The bris was supposed to be in the Chabad school in the city. When I gave the security company that guards our school the list of people coming to the bris, they told me they absolutely would not let this man into the school. “We know him very well, and he’s a real danger to the students.”
After some back and forth, they agreed to let him in if they searched him first and he left his phone outside, so he couldn’t film the place.
After the bris, I asked the mother to sign the baby up for Tzivos Hashem and buy him a letter in the Children’s Sefer Torah. The father started yelling at me: “Thank you very much! It’s enough that I let you do a bris. Leave me alone with all your nonsense. I don’t want any connection with you from now on, and I’m definitely not registering him in a Torah being written in ‘Eretz Yisrael’!”

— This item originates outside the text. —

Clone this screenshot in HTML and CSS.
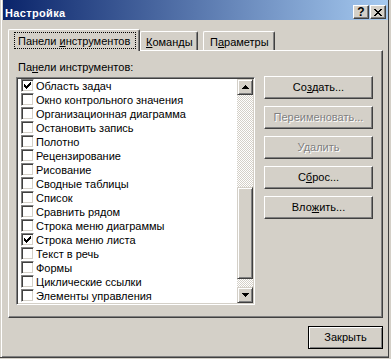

That was the background. So I told my friend from Paris to check with them — if they want to see me, I’ll go visit right away.
He got back to me and said the child’s condition was very serious. They were completely broken and were asking me to come.
Of course, I drove to the hospital immediately. Before going in, I spoke to the doctors treating him, since I also serve as the hospital chaplain. They explained that he was in total organ failure, and I should hurry in to say the final prayer that’s said with a person in that situation.
I walked into the room where the child was lying. It was horrifying — he looked like there was no life left in him.
I did what my dear uncle, the famous shliach Rabbi Shmuel Azimov A”H taught me to do: Torah, Tefillah, and Tzedakah.
I put a few coins in the child’s hand and, using his hand, dropped them into the tzedakah box I brought. I said a few of the verses the Rebbe instructed children to say, a chapter of Tehillim, and the daily Rambam.
Afterwards, I asked the mother if she had used the forms to buy the child a letter in the Torah. The father immediately cut in again: “Leave me alone with this stuff. I told you already, leave me with all your things.”
The mother jumped in and said that, given the child’s condition, the doctors couldn’t do anything. She did want to do it — maybe it would help. She said the forms were at home, so I told her I’d send her a new one right away. Before I left, I told them my phone is on 24/7 and if they need me for anything, G-d forbid, they should call.
I went down to my car, put on a gartel, wrote a pan to the Rebbe, and sent it to the Ohel.
Then I sent her the form.
From there, I went to a weekly shiur I give to a group of guys. In the middle of the shiur, I saw my phone ringing — it was her number. I didn’t pick up because I don’t interrupt a shiur. But she called several times. After the shiur, I saw she’d sent a video. When I opened it, I was stunned: the child was sitting up in bed, talking to his parents.
I called them, and the mother said an open miracle had happened. Right after she registered him in the Torah, he woke up, sat up, and started talking.
Two days later, she told me they were being discharged from the hospital and going home. Baruch Hashem!
I asked her that she and her daughter thank Hashem for the miracles by starting to light Shabbos candles. She promised she would, and said she hadn’t lit in over twenty years. Since then, she lights every Erev Shabbos.
Before Pesach, I sent them shmurah matzah and a Haggadah. Right before Yom Tov, she sent me a video of their Seder table — matzah, wine, and the Haggadah. She made a Pesach Seder with her children.